**TASK DESCRIPTION:**
Reproduce the listing below in its entirety. Change nothing.

**Rows from a dataset of pages and code:**
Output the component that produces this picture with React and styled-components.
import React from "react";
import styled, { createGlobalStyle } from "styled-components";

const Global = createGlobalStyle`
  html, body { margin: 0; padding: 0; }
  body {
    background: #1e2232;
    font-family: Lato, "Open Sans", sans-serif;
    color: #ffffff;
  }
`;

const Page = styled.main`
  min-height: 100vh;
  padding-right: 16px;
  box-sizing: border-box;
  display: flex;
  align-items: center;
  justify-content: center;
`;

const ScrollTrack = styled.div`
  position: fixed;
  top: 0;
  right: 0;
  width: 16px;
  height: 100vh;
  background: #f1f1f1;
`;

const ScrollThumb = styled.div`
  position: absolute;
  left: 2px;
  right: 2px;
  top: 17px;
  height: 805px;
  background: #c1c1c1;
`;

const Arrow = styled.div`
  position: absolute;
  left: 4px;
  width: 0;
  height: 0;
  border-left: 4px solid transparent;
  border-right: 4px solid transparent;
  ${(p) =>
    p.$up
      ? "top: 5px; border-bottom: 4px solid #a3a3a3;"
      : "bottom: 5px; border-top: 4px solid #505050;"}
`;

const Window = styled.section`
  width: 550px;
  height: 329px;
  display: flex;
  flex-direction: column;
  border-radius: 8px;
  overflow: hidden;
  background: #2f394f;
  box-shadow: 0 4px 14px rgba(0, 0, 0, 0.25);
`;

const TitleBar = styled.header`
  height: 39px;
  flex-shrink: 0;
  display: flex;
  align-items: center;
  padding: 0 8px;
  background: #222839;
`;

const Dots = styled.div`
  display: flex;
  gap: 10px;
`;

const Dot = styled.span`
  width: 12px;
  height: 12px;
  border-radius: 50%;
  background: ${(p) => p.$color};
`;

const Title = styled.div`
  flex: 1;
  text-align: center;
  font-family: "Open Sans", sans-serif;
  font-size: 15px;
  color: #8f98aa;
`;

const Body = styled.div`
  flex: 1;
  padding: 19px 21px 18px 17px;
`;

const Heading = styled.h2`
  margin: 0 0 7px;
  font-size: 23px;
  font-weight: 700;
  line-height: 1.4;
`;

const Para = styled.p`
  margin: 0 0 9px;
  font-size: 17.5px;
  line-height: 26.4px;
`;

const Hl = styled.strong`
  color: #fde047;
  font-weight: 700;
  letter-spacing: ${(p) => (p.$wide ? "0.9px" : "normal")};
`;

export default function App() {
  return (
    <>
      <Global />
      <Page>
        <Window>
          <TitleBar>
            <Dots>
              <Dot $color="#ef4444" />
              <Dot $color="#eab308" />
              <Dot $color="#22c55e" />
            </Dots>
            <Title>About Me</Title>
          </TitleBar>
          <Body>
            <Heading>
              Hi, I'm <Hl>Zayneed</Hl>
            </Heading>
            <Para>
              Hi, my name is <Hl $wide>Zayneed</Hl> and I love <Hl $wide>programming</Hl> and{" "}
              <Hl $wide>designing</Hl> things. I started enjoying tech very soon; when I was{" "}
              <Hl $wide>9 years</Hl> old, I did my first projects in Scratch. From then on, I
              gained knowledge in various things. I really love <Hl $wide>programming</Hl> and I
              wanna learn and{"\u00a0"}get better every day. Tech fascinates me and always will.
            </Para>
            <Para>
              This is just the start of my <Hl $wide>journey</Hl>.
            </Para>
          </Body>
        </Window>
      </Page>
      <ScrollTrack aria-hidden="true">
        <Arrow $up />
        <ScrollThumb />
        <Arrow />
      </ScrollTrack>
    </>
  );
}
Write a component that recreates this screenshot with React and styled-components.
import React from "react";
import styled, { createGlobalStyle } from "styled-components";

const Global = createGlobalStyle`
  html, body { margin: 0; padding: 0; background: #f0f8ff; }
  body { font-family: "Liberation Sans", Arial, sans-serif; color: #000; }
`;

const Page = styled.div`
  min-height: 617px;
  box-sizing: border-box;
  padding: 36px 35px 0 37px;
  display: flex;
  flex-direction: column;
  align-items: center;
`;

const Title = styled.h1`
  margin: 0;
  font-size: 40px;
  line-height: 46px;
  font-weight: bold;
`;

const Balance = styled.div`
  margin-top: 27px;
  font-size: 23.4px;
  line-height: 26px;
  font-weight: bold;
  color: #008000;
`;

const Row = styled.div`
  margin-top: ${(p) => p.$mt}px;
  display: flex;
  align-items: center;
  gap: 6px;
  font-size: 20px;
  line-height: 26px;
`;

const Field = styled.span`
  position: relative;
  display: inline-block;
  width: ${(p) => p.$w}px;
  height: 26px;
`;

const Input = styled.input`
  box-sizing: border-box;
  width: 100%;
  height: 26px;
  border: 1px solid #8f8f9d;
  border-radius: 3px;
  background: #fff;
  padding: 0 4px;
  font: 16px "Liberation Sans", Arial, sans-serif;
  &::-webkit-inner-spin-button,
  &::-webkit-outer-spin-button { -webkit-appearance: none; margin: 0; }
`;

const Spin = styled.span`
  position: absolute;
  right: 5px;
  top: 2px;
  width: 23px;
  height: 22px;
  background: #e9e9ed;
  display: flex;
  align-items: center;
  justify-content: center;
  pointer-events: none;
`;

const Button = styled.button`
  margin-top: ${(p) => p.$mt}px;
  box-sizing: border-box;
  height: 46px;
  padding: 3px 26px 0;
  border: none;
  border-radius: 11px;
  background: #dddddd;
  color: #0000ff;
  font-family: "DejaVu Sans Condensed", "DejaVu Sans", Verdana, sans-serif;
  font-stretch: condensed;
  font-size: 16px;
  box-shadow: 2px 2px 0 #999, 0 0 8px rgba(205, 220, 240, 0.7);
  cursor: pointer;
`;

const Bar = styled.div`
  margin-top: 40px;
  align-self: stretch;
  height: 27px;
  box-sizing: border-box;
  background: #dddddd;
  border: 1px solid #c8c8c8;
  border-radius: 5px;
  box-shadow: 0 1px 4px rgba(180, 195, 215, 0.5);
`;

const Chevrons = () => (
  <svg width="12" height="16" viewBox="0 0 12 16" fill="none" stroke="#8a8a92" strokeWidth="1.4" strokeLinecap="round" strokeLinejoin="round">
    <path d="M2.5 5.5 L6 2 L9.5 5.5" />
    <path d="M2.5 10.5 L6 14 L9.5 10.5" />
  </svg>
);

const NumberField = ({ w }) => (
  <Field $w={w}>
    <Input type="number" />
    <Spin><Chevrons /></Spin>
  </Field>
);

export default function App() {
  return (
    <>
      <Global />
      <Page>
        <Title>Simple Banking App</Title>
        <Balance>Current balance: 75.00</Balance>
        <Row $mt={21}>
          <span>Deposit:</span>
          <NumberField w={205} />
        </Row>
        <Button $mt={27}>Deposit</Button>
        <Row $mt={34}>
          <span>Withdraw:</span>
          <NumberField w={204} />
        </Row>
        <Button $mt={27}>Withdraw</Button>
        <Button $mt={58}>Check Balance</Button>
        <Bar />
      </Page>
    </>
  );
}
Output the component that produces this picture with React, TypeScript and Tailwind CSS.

**COMPLETE ANSWER:**
Output the component that produces this picture with React and styled-components.
import React from "react";
import styled, { createGlobalStyle } from "styled-components";

const Global = createGlobalStyle`
  html, body { margin: 0; padding: 0; }
  body {
    background: #1e2232;
    font-family: Lato, "Open Sans", sans-serif;
    color: #ffffff;
  }
`;

const Page = styled.main`
  min-height: 100vh;
  padding-right: 16px;
  box-sizing: border-box;
  display: flex;
  align-items: center;
  justify-content: center;
`;

const ScrollTrack = styled.div`
  position: fixed;
  top: 0;
  right: 0;
  width: 16px;
  height: 100vh;
  background: #f1f1f1;
`;

const ScrollThumb = styled.div`
  position: absolute;
  left: 2px;
  right: 2px;
  top: 17px;
  height: 805px;
  background: #c1c1c1;
`;

const Arrow = styled.div`
  position: absolute;
  left: 4px;
  width: 0;
  height: 0;
  border-left: 4px solid transparent;
  border-right: 4px solid transparent;
  ${(p) =>
    p.$up
      ? "top: 5px; border-bottom: 4px solid #a3a3a3;"
      : "bottom: 5px; border-top: 4px solid #505050;"}
`;

const Window = styled.section`
  width: 550px;
  height: 329px;
  display: flex;
  flex-direction: column;
  border-radius: 8px;
  overflow: hidden;
  background: #2f394f;
  box-shadow: 0 4px 14px rgba(0, 0, 0, 0.25);
`;

const TitleBar = styled.header`
  height: 39px;
  flex-shrink: 0;
  display: flex;
  align-items: center;
  padding: 0 8px;
  background: #222839;
`;

const Dots = styled.div`
  display: flex;
  gap: 10px;
`;

const Dot = styled.span`
  width: 12px;
  height: 12px;
  border-radius: 50%;
  background: ${(p) => p.$color};
`;

const Title = styled.div`
  flex: 1;
  text-align: center;
  font-family: "Open Sans", sans-serif;
  font-size: 15px;
  color: #8f98aa;
`;

const Body = styled.div`
  flex: 1;
  padding: 19px 21px 18px 17px;
`;

const Heading = styled.h2`
  margin: 0 0 7px;
  font-size: 23px;
  font-weight: 700;
  line-height: 1.4;
`;

const Para = styled.p`
  margin: 0 0 9px;
  font-size: 17.5px;
  line-height: 26.4px;
`;

const Hl = styled.strong`
  color: #fde047;
  font-weight: 700;
  letter-spacing: ${(p) => (p.$wide ? "0.9px" : "normal")};
`;

export default function App() {
  return (
    <>
      <Global />
      <Page>
        <Window>
          <TitleBar>
            <Dots>
              <Dot $color="#ef4444" />
              <Dot $color="#eab308" />
              <Dot $color="#22c55e" />
            </Dots>
            <Title>About Me</Title>
          </TitleBar>
          <Body>
            <Heading>
              Hi, I'm <Hl>Zayneed</Hl>
            </Heading>
            <Para>
              Hi, my name is <Hl $wide>Zayneed</Hl> and I love <Hl $wide>programming</Hl> and{" "}
              <Hl $wide>designing</Hl> things. I started enjoying tech very soon; when I was{" "}
              <Hl $wide>9 years</Hl> old, I did my first projects in Scratch. From then on, I
              gained knowledge in various things. I really love <Hl $wide>programming</Hl> and I
              wanna learn and{"\u00a0"}get better every day. Tech fascinates me and always will.
            </Para>
            <Para>
              This is just the start of my <Hl $wide>journey</Hl>.
            </Para>
          </Body>
        </Window>
      </Page>
      <ScrollTrack aria-hidden="true">
        <Arrow $up />
        <ScrollThumb />
        <Arrow />
      </ScrollTrack>
    </>
  );
}
Write a component that recreates this screenshot with React and styled-components.
import React from "react";
import styled, { createGlobalStyle } from "styled-components";

const Global = createGlobalStyle`
  html, body { margin: 0; padding: 0; background: #f0f8ff; }
  body { font-family: "Liberation Sans", Arial, sans-serif; color: #000; }
`;

const Page = styled.div`
  min-height: 617px;
  box-sizing: border-box;
  padding: 36px 35px 0 37px;
  display: flex;
  flex-direction: column;
  align-items: center;
`;

const Title = styled.h1`
  margin: 0;
  font-size: 40px;
  line-height: 46px;
  font-weight: bold;
`;

const Balance = styled.div`
  margin-top: 27px;
  font-size: 23.4px;
  line-height: 26px;
  font-weight: bold;
  color: #008000;
`;

const Row = styled.div`
  margin-top: ${(p) => p.$mt}px;
  display: flex;
  align-items: center;
  gap: 6px;
  font-size: 20px;
  line-height: 26px;
`;

const Field = styled.span`
  position: relative;
  display: inline-block;
  width: ${(p) => p.$w}px;
  height: 26px;
`;

const Input = styled.input`
  box-sizing: border-box;
  width: 100%;
  height: 26px;
  border: 1px solid #8f8f9d;
  border-radius: 3px;
  background: #fff;
  padding: 0 4px;
  font: 16px "Liberation Sans", Arial, sans-serif;
  &::-webkit-inner-spin-button,
  &::-webkit-outer-spin-button { -webkit-appearance: none; margin: 0; }
`;

const Spin = styled.span`
  position: absolute;
  right: 5px;
  top: 2px;
  width: 23px;
  height: 22px;
  background: #e9e9ed;
  display: flex;
  align-items: center;
  justify-content: center;
  pointer-events: none;
`;

const Button = styled.button`
  margin-top: ${(p) => p.$mt}px;
  box-sizing: border-box;
  height: 46px;
  padding: 3px 26px 0;
  border: none;
  border-radius: 11px;
  background: #dddddd;
  color: #0000ff;
  font-family: "DejaVu Sans Condensed", "DejaVu Sans", Verdana, sans-serif;
  font-stretch: condensed;
  font-size: 16px;
  box-shadow: 2px 2px 0 #999, 0 0 8px rgba(205, 220, 240, 0.7);
  cursor: pointer;
`;

const Bar = styled.div`
  margin-top: 40px;
  align-self: stretch;
  height: 27px;
  box-sizing: border-box;
  background: #dddddd;
  border: 1px solid #c8c8c8;
  border-radius: 5px;
  box-shadow: 0 1px 4px rgba(180, 195, 215, 0.5);
`;

const Chevrons = () => (
  <svg width="12" height="16" viewBox="0 0 12 16" fill="none" stroke="#8a8a92" strokeWidth="1.4" strokeLinecap="round" strokeLinejoin="round">
    <path d="M2.5 5.5 L6 2 L9.5 5.5" />
    <path d="M2.5 10.5 L6 14 L9.5 10.5" />
  </svg>
);

const NumberField = ({ w }) => (
  <Field $w={w}>
    <Input type="number" />
    <Spin><Chevrons /></Spin>
  </Field>
);

export default function App() {
  return (
    <>
      <Global />
      <Page>
        <Title>Simple Banking App</Title>
        <Balance>Current balance: 75.00</Balance>
        <Row $mt={21}>
          <span>Deposit:</span>
          <NumberField w={205} />
        </Row>
        <Button $mt={27}>Deposit</Button>
        <Row $mt={34}>
          <span>Withdraw:</span>
          <NumberField w={204} />
        </Row>
        <Button $mt={27}>Withdraw</Button>
        <Button $mt={58}>Check Balance</Button>
        <Bar />
      </Page>
    </>
  );
}
Output the component that produces this picture with React, TypeScript and Tailwind CSS.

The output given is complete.